City celebrates recycling increase

Submitted by the Dalton-Whitfield Regional Solid Waste Management Authority 
Daily Citizen News

In 2008, Mayor David Pennington challenged city residents to increase the amount of curbside recycling. Dalton residents rose to the challenge by increasing curbside recycling efforts by 50 percent — from 598 tons in 2007 to 896 tons in 2008. 

In 2008, the Dalton public works department distributed an additional 1,625 blue recycling bins to residents. Benny Dunn, public works director, and City Councilwoman Denise Wood remind residents to do their part, get a bin, fill it up and put it by the curb to be picked up.

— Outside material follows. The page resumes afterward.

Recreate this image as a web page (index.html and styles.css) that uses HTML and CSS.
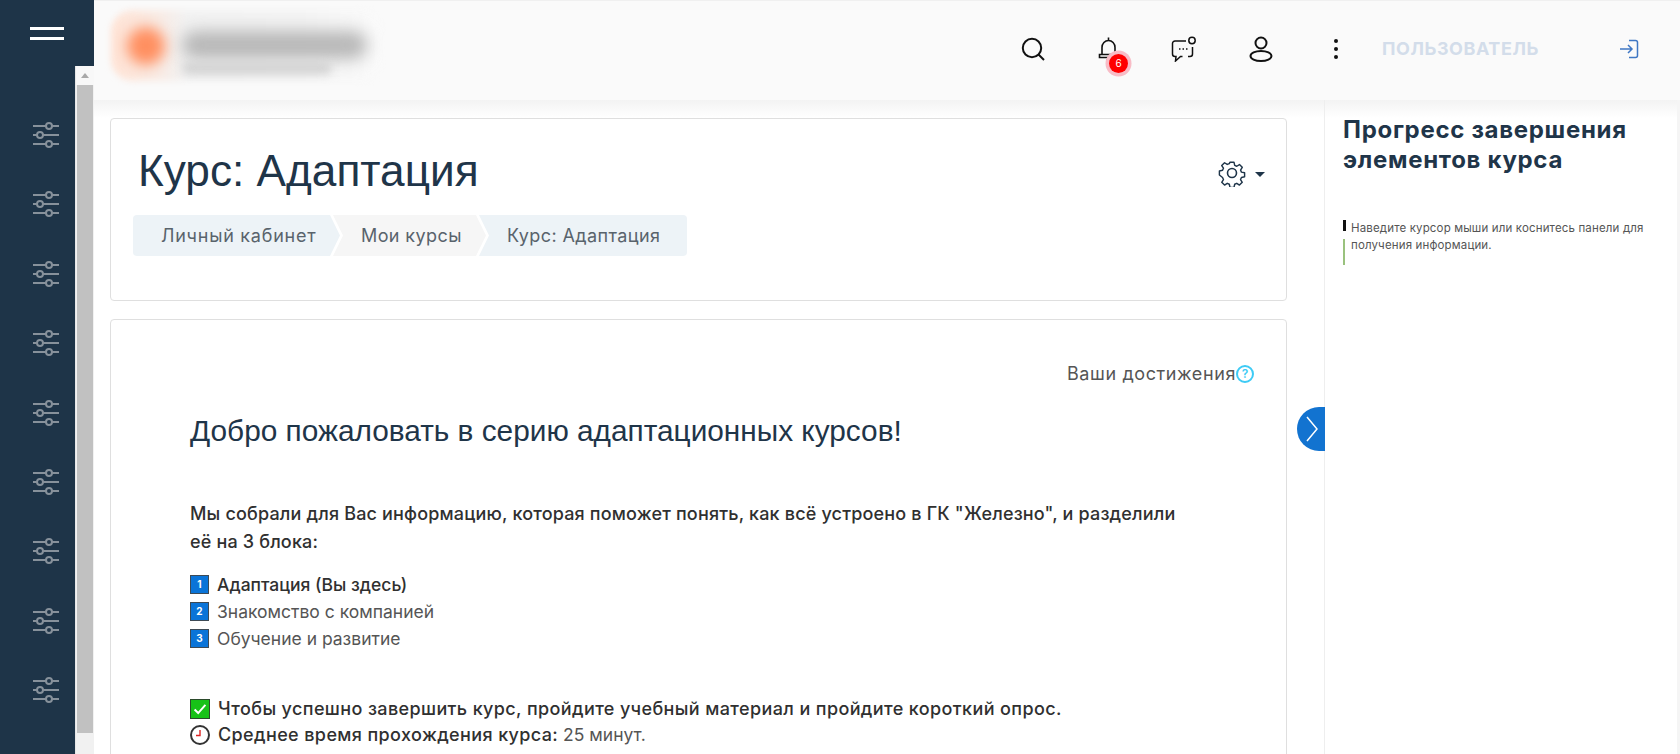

If you recycle, talk to your neighbor who doesn’t. Tell them how easy it is. Tell them how much more room there is in your garbage can. If you’re a resident who is actively recycling, keep up the good work and thank you.

While a 50 percent increase in curbside recycling is notable, there is still room for improvement. According to the Georgia Department of Community Affairs, at least 30 percent of all household garbage is recyclable. 

The benefits of curbside recycling are tangible and immediate. Last year alone, the city reduced expenses by more than $23,072 in avoided disposal fees and saved more than 1,490 cubic yards of landfill space. Additionally, the city earned more than $26,880 in shared revenue from the Dalton-Whitfield Solid Waste Authority, which processes and markets the recycled materials.

Residents of Dalton recycled more than 627 tons of mixed paper in 2008, which saved more than 10,659 trees. The 4.5 tons of aluminum cans recycled by Dalton residents in 2008 saved the energy equivalent of 14,063 gallons of gasoline or 3 kilowatt hours of electricity. 

Curbside recycling is important — for the environment and for the city budget. If you’re a city resident and you don’t have a blue recycling bin, please contact public works at (706) 278-7077. Bins are available to city residents free of charge. Materials which may be recycled include mixed paper, cardboard, newspapers, magazines, plastic bottles (No. 1 & 2), glass bottles and jars, bi-metal cans and aluminum cans.